Rocking or Uneven Stones
Problem: Individual stones shift or rock underfoot after installation.
Likely cause: Insufficient or inconsistent sand/setting bed depth, or stones placed on high spots without being fully seated.
Fix: Lift the affected stone, add or remove sand to create a uniform, flat setting bed, and re-set the stone using a mallet and level. Check surrounding stones to ensure they're properly bedded as well.

Weed Growth in Joints
Problem: Weeds push up through gaps between stones within the first season.
Likely cause: Regular masonry sand was used instead of polymeric sand, or landscape fabric was omitted beneath the base.
Fix:
- Remove existing weeds and roots
- Sweep out old joint sand completely
- Refill with polymeric sand
- Activate with water per product instructions to harden and inhibit weed growth
- Reapply as joints wear down over time
Frost Heave and Stone Movement in Cold Climates
Problem: Stones shift, crack, or become uneven after the first winter. In Southeastern Wisconsin, this is the most common cause of patio failure.
Cause: The gravel base was too shallow to prevent water from pooling and freezing, or it wasn't properly compacted. When freezing temperatures reach frost-susceptible soils (silts and clays) with access to water, the water expands into "ice lenses" that exert massive upward pressure — lifting and cracking the surface.
Fix: Severe cases require full base reconstruction. Remove the existing flagstone, excavate to proper depth, and recompact with a minimum of 4–6 inches of gravel before resetting stones. The gravel base must provide a capillary break and free drainage to prevent ice lensing from recurring.
Pro Tips for a Long-Lasting Flagstone Patio
Pro Tips for a Long-Lasting Flagstone Patio
Use Polymeric Sand, Not Regular Masonry Sand
Polymeric sand resists weed growth, binds under moisture, and flexes through freeze-thaw cycles — all of which matter in a Wisconsin winter. It also requires far less annual maintenance than standard masonry sand. Reapply when joints wear down, typically every 3–5 years.
Order 10–15% Extra Flagstone
Account for cuts, breakage, and irregular shapes. Running short mid-project is a real problem — trying to match stone from a different batch often results in noticeable color variation. Extra material also gives you a stockpile for future repairs.

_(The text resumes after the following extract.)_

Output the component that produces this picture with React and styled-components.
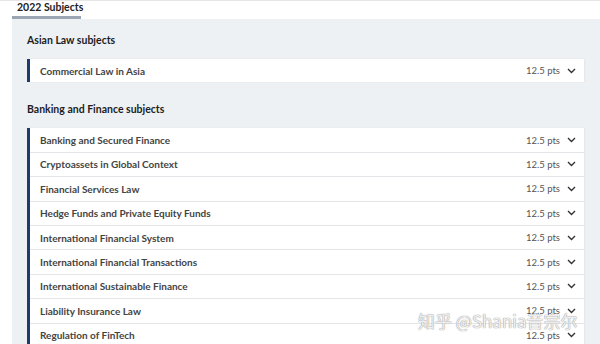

Apply a Penetrating Stone Sealer
Use breathable, penetrating impregnators (silane/siloxane chemistry) to protect against staining, moisture penetration, and surface weathering. Avoid topical film-forming sealers entirely; they trap moisture and cause spalling, especially in freeze-thaw conditions. Reapply every 3–5 years.

Know When to Hire a Professional
Some flagstone projects are well within DIY reach. Others aren't. Bring in a pro if your project involves:
- Mortar-set flagstone over a concrete slab
- Any patio adjacent to the house foundation
- Large-scale installations over 300 sq. ft.
- Sites with complex drainage challenges
- Extensive stone cutting
Compact in Lifts, Not All at Once
When building your gravel base, add and compact 2 inches at a time. Running a plate compactor over 6 inches of loose gravel in a single pass won't achieve proper density — the base will settle unevenly and cause problems for years.
Frequently Asked Questions
How much does a 20x20 flagstone patio cost?
A 400 sq. ft. flagstone patio costs $6,000–$12,000 professionally installed, or $1,800–$4,500 in materials for DIY. Costs vary based on stone type (quartzite costs more than sandstone), installation method (dry-set is cheaper than mortar-set), and whether you hire a professional or do it yourself.
Is flagstone more expensive than pavers?
Yes, flagstone typically costs $15–$32 per square foot installed vs. $8–$25 for concrete pavers. Natural irregular flagstone is typically the pricier option, though cut flagstone approaches paver pricing in some markets. The premium buys unique natural aesthetics and superior permeability.
Is a flagstone patio cheaper than concrete?
No. Poured concrete costs $4–$15 per square foot, making it one of the least expensive patio surfaces. Flagstone costs significantly more but offers permeability, natural aesthetics, and easier individual stone repair that poured concrete cannot match.
Is flagstone better than pavers?
Neither is universally better. Flagstone offers a more natural, unique appearance and excellent permeability, while manufactured pavers offer uniformity, easier DIY installation, and often lower cost. Your budget, style preference, and intended use will determine the right fit.
Is flagstone good for a patio?
Yes. Flagstone is an excellent patio material: durable, naturally slip-resistant, permeable, and visually distinctive. It can last 50+ years when properly installed. However, it requires careful installation (especially proper base preparation in cold climates) and periodic joint maintenance to perform well long-term.
What goes under flagstone?
A flagstone base typically consists of 4–6 inches of compacted crushed gravel—critical in Wisconsin's freeze-thaw climate to prevent frost heave—topped with 1 inch of coarse sand or decomposed granite, laid over compacted subgrade and landscape fabric. Total excavation depth is typically 6–8 inches.